=== Task objective ===
Output the material exactly, but drop every image it holds.

=== Source data ===
┏━━

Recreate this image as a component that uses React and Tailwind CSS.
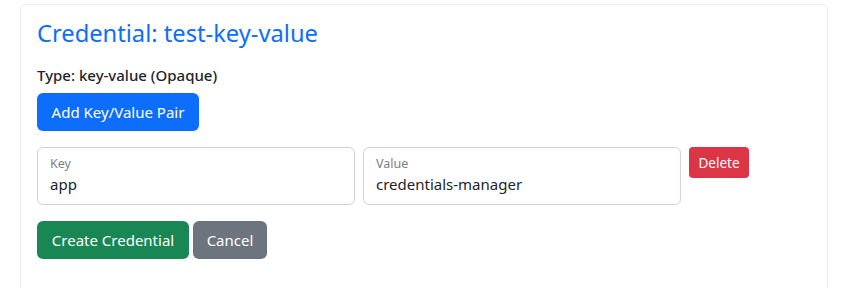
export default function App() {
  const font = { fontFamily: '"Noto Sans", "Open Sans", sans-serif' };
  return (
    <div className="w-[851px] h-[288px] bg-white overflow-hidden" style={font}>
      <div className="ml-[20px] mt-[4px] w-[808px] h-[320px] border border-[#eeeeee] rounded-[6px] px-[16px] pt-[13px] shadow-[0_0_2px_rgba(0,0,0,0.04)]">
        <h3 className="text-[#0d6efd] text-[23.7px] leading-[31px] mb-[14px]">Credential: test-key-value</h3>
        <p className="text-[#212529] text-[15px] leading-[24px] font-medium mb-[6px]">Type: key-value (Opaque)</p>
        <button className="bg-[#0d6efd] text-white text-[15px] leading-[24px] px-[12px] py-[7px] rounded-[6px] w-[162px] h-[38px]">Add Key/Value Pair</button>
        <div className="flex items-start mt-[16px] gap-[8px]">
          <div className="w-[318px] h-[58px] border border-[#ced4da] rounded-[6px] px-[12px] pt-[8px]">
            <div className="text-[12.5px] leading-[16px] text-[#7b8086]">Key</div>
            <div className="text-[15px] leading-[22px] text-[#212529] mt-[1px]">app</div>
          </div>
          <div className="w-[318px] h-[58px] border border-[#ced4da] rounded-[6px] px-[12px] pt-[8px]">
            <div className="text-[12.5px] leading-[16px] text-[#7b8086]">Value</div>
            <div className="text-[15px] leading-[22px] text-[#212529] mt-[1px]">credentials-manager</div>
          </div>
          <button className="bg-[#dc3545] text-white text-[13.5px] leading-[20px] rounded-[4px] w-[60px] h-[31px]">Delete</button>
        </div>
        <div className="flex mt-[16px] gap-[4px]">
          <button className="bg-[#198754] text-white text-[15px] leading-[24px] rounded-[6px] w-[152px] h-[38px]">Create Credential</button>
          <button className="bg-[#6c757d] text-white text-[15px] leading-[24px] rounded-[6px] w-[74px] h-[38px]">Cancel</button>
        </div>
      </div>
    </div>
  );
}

┗━━

=== Output for this task ===
Recreate this image as a component that uses React and Tailwind CSS.
export default function App() {
  const font = { fontFamily: '"Noto Sans", "Open Sans", sans-serif' };
  return (
    <div className="w-[851px] h-[288px] bg-white overflow-hidden" style={font}>
      <div className="ml-[20px] mt-[4px] w-[808px] h-[320px] border border-[#eeeeee] rounded-[6px] px-[16px] pt-[13px] shadow-[0_0_2px_rgba(0,0,0,0.04)]">
        <h3 className="text-[#0d6efd] text-[23.7px] leading-[31px] mb-[14px]">Credential: test-key-value</h3>
        <p className="text-[#212529] text-[15px] leading-[24px] font-medium mb-[6px]">Type: key-value (Opaque)</p>
        <button className="bg-[#0d6efd] text-white text-[15px] leading-[24px] px-[12px] py-[7px] rounded-[6px] w-[162px] h-[38px]">Add Key/Value Pair</button>
        <div className="flex items-start mt-[16px] gap-[8px]">
          <div className="w-[318px] h-[58px] border border-[#ced4da] rounded-[6px] px-[12px] pt-[8px]">
            <div className="text-[12.5px] leading-[16px] text-[#7b8086]">Key</div>
            <div className="text-[15px] leading-[22px] text-[#212529] mt-[1px]">app</div>
          </div>
          <div className="w-[318px] h-[58px] border border-[#ced4da] rounded-[6px] px-[12px] pt-[8px]">
            <div className="text-[12.5px] leading-[16px] text-[#7b8086]">Value</div>
            <div className="text-[15px] leading-[22px] text-[#212529] mt-[1px]">credentials-manager</div>
          </div>
          <button className="bg-[#dc3545] text-white text-[13.5px] leading-[20px] rounded-[4px] w-[60px] h-[31px]">Delete</button>
        </div>
        <div className="flex mt-[16px] gap-[4px]">
          <button className="bg-[#198754] text-white text-[15px] leading-[24px] rounded-[6px] w-[152px] h-[38px]">Create Credential</button>
          <button className="bg-[#6c757d] text-white text-[15px] leading-[24px] rounded-[6px] w-[74px] h-[38px]">Cancel</button>
        </div>
      </div>
    </div>
  );
}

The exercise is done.